─── Provided records ───
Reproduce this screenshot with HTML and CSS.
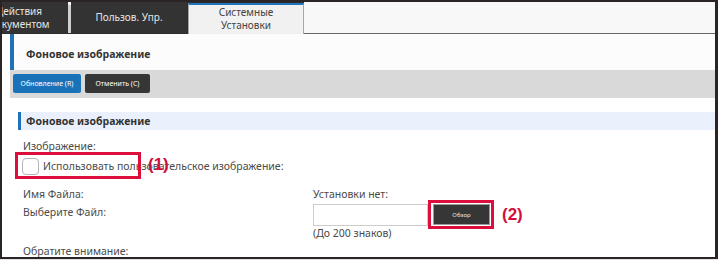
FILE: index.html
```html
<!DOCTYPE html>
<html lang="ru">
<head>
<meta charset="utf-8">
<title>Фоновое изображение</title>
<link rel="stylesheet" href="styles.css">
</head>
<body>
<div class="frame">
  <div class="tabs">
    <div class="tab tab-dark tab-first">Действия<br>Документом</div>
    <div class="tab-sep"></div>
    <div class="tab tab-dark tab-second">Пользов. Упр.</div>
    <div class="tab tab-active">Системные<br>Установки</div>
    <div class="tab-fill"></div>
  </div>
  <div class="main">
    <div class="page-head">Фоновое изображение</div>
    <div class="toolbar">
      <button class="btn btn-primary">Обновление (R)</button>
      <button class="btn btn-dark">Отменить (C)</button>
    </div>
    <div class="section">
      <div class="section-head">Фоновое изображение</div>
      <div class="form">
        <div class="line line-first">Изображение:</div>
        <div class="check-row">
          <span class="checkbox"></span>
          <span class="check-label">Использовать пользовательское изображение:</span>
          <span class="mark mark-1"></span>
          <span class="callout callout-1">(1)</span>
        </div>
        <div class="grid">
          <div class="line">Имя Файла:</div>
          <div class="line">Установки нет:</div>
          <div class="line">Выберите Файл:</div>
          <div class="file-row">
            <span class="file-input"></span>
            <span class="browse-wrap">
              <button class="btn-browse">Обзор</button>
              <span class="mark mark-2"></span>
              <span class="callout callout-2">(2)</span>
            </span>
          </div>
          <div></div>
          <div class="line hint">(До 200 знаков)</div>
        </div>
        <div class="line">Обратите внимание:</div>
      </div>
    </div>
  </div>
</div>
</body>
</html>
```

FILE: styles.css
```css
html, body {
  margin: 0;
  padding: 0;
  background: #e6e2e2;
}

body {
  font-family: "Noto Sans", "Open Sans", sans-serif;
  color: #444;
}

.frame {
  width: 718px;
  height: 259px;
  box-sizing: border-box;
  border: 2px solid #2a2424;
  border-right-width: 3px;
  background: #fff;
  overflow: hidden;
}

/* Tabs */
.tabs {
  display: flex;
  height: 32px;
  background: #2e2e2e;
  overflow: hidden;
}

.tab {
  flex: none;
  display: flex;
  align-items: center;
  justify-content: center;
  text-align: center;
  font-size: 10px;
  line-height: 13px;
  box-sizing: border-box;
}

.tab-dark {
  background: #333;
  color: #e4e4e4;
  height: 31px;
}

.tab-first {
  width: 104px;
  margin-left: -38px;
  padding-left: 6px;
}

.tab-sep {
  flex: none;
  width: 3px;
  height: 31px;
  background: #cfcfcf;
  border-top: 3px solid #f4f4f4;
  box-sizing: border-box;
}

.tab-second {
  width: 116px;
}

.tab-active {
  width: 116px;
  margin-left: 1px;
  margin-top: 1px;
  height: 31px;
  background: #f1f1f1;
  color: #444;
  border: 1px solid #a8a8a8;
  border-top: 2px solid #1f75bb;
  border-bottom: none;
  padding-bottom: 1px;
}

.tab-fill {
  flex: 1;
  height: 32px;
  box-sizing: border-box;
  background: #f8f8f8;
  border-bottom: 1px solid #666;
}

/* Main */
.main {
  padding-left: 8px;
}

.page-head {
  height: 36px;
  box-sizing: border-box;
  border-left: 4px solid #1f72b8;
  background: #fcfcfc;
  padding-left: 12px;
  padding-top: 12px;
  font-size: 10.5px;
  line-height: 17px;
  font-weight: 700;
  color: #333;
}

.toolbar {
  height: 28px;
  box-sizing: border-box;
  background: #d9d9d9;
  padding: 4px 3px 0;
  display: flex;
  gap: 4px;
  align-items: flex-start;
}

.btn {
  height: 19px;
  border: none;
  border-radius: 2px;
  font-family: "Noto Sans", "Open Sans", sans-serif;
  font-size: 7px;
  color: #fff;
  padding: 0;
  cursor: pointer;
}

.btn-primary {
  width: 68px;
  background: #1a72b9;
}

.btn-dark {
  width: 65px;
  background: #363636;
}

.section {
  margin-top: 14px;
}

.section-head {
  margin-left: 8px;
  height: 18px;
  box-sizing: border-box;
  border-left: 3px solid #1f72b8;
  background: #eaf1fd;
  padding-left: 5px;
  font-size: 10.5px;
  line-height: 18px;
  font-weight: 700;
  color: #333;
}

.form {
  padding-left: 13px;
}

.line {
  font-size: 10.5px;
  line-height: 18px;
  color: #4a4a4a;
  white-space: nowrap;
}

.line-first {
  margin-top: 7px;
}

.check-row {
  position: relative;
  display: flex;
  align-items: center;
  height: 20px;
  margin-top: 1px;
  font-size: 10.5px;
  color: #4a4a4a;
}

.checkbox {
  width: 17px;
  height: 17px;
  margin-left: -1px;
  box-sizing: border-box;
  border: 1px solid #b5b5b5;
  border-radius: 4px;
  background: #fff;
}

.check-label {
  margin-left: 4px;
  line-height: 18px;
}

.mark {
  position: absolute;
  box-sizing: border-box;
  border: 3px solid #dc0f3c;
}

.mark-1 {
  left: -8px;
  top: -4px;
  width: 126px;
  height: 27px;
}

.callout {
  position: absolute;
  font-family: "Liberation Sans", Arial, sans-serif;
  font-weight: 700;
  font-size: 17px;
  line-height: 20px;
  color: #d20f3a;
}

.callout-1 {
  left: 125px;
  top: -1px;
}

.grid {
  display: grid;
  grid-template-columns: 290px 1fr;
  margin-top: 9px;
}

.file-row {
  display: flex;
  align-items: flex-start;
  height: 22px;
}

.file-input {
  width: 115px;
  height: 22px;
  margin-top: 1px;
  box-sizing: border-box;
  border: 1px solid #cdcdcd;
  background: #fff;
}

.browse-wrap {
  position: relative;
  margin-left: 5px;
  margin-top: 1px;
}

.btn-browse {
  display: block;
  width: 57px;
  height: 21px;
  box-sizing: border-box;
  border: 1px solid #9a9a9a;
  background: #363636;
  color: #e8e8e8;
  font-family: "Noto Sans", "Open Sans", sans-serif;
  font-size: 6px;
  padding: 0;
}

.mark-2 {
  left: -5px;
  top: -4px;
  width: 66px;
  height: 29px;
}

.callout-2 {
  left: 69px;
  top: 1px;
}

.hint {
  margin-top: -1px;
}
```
───
─── Provided records ───
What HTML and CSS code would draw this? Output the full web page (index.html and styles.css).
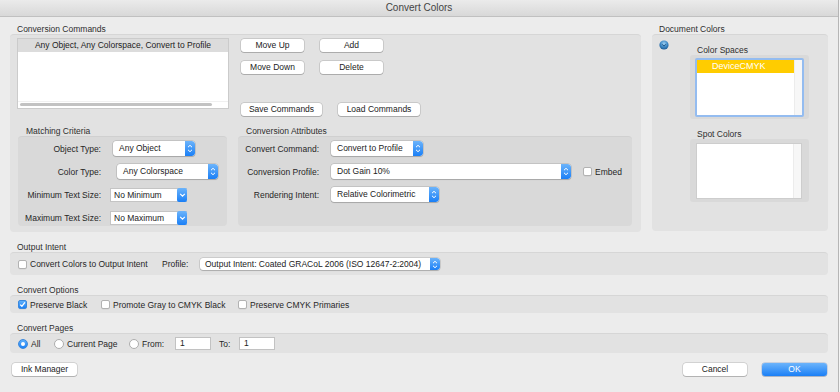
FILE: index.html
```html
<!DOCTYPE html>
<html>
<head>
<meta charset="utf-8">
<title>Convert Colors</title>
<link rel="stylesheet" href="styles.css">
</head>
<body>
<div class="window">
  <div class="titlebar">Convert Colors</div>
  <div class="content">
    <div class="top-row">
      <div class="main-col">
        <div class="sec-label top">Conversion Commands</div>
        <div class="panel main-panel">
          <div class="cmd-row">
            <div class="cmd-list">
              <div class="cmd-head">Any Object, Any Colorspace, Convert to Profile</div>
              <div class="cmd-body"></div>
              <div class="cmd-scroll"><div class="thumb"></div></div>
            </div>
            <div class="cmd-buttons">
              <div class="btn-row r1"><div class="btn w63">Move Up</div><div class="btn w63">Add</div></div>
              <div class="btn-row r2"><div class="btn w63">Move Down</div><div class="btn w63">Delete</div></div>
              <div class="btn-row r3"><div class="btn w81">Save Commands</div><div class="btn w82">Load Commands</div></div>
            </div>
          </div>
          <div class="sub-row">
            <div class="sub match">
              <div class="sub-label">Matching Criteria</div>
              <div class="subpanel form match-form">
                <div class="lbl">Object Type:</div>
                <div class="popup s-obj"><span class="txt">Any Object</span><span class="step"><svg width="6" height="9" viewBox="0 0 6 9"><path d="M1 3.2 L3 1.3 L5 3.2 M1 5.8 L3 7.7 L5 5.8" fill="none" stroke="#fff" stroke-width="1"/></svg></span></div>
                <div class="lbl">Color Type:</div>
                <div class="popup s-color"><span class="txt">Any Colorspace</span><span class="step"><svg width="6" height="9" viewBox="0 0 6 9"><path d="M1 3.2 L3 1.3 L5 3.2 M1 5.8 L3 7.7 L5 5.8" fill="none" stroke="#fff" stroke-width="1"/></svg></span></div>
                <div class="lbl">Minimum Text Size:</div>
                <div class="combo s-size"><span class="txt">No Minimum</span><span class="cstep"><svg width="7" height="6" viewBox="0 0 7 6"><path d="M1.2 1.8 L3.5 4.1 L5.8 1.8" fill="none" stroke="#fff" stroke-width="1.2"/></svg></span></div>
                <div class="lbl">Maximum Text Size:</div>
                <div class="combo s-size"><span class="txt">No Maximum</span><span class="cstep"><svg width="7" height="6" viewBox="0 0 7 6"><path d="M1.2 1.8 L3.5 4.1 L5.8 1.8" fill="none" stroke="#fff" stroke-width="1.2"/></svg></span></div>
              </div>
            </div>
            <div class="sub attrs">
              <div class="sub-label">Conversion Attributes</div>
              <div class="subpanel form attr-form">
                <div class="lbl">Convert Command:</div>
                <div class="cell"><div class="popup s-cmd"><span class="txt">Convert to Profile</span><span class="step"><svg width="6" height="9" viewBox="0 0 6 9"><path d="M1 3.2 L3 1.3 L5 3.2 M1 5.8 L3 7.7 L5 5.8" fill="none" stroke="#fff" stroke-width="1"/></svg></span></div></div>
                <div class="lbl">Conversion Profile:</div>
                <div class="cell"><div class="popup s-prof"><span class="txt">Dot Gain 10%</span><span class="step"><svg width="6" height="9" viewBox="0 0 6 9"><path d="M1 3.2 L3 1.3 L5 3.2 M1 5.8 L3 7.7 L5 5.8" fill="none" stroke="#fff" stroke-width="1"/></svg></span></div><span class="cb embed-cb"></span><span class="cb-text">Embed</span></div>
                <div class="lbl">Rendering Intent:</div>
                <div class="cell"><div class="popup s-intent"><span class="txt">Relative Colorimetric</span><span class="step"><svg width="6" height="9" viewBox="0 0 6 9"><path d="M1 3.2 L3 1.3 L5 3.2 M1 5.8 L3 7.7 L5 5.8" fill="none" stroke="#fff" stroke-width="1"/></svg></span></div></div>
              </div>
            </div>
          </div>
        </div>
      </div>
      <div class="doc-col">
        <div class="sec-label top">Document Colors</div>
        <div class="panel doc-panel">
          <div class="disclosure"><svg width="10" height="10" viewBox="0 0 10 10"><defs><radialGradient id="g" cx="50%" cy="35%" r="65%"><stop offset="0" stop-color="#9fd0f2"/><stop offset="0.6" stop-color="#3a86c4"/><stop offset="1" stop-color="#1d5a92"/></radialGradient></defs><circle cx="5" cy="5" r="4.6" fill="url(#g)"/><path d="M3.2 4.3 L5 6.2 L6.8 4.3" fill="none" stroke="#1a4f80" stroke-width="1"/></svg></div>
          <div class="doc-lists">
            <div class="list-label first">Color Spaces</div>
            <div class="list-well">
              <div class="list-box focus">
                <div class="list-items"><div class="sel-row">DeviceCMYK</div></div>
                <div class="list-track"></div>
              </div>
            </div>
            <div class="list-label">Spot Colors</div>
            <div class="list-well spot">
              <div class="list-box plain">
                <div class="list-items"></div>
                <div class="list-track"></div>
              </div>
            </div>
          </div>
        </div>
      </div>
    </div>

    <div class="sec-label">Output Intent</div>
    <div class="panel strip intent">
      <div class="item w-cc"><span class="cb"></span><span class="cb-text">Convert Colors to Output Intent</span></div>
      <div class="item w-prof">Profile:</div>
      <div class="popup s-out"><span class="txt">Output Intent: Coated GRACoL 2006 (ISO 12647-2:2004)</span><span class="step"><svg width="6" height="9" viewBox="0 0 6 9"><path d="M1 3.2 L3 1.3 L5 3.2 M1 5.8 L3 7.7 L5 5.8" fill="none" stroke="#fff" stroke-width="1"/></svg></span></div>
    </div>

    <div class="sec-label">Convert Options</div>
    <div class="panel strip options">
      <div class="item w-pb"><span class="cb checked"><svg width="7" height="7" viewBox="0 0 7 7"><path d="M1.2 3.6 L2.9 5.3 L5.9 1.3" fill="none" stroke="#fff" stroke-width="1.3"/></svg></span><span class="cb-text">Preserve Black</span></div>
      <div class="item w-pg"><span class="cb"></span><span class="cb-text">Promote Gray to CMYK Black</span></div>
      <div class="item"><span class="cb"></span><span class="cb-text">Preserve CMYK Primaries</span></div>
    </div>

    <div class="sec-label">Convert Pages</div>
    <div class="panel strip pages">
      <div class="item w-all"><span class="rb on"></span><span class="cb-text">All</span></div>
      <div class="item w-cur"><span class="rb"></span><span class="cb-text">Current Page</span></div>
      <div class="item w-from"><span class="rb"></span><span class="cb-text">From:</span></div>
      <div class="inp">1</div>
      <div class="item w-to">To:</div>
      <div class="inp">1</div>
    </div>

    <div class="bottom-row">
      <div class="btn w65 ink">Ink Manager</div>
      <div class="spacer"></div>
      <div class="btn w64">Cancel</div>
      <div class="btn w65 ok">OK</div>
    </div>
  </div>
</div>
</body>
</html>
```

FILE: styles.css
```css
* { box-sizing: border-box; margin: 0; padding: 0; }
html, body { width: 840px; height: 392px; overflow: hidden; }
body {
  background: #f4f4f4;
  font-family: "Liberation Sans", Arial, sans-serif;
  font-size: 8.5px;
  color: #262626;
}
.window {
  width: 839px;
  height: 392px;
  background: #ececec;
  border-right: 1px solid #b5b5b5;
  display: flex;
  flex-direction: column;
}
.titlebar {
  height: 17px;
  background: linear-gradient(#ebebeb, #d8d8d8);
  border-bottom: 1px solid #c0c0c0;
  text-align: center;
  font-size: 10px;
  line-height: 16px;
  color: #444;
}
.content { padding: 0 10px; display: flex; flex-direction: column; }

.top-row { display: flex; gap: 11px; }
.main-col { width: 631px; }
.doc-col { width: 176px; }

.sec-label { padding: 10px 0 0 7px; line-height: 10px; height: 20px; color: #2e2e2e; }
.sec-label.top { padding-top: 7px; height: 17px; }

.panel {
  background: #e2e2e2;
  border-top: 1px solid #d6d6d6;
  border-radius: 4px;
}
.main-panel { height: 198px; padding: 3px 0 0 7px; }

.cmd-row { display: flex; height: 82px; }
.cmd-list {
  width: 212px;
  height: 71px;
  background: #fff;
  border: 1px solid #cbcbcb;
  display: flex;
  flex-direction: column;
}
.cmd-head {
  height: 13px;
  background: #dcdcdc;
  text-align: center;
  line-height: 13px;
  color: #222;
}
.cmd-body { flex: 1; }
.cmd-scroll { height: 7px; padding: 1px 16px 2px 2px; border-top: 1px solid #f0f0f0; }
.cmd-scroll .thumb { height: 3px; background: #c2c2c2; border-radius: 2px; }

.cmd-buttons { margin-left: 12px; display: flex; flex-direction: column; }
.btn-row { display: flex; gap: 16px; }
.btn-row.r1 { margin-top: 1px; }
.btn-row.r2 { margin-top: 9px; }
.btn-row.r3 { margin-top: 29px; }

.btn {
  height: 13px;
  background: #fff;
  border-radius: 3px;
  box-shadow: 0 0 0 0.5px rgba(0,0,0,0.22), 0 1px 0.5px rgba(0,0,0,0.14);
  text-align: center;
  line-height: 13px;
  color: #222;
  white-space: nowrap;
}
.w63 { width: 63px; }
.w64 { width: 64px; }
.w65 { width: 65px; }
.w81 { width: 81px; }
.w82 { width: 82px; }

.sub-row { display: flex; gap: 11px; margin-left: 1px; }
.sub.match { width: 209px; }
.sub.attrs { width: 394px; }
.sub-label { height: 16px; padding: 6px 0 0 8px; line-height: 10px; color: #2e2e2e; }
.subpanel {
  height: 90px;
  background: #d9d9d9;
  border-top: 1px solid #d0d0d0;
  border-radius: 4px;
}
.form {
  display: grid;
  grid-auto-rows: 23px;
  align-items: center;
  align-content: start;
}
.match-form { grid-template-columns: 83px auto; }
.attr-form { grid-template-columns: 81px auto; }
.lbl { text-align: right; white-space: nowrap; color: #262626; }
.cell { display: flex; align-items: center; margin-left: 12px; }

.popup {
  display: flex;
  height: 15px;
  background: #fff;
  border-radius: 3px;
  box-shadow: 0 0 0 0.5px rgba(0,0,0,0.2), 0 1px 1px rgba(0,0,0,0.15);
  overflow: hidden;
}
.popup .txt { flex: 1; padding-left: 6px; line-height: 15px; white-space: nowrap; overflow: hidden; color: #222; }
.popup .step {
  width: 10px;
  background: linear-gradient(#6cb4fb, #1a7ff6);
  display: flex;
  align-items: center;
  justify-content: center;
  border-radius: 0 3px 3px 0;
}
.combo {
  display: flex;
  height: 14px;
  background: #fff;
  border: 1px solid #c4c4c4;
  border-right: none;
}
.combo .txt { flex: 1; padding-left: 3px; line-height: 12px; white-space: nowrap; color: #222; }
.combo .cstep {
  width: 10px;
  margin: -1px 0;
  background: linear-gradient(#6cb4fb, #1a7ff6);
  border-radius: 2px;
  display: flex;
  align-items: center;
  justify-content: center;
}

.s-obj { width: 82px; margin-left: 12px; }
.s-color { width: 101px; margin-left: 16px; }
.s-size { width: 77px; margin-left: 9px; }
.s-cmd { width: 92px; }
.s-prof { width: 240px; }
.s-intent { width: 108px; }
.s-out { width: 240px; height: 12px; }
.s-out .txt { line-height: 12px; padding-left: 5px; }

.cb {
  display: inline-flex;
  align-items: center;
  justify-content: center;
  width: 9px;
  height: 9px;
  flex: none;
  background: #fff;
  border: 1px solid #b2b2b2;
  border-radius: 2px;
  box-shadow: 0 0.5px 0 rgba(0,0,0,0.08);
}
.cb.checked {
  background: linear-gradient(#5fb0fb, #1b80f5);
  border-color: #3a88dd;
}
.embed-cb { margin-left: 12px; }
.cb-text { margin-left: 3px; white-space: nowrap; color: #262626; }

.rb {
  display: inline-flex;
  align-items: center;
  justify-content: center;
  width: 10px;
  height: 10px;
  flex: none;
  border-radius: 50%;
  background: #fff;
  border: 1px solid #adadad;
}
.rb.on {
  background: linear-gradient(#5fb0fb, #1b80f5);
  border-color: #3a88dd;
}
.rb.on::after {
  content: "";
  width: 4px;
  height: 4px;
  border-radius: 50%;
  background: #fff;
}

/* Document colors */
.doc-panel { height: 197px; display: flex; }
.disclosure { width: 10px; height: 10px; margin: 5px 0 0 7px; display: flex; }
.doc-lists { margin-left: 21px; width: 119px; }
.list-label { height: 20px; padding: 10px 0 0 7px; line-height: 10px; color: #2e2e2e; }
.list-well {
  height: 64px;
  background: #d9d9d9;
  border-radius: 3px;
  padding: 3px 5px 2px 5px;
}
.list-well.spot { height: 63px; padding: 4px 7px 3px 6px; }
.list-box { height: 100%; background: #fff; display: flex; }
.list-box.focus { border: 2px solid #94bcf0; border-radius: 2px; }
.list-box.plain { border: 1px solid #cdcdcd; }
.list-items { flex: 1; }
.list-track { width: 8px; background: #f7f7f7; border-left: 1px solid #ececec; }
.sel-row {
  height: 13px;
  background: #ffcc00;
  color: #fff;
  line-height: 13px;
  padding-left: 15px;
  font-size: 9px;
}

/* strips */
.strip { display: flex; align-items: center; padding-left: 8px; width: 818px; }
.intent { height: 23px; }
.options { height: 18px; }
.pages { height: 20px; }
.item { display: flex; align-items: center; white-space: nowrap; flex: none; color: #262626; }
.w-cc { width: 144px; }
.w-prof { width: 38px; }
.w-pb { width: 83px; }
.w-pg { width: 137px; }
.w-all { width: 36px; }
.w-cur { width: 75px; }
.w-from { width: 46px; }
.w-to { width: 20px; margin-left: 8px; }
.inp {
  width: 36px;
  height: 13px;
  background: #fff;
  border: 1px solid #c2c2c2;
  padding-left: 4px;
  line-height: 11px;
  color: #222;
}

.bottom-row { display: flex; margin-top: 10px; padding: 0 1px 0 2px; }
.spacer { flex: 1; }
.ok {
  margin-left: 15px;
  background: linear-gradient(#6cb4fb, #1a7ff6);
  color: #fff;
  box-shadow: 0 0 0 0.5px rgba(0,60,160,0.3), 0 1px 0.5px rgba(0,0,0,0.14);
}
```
───
> [Short task] Gather up every line in the data above that contains the word "this", copying each one.

> [Problem solution]
Reproduce this screenshot with HTML and CSS.
What HTML and CSS code would draw this? Output the full web page (index.html and styles.css).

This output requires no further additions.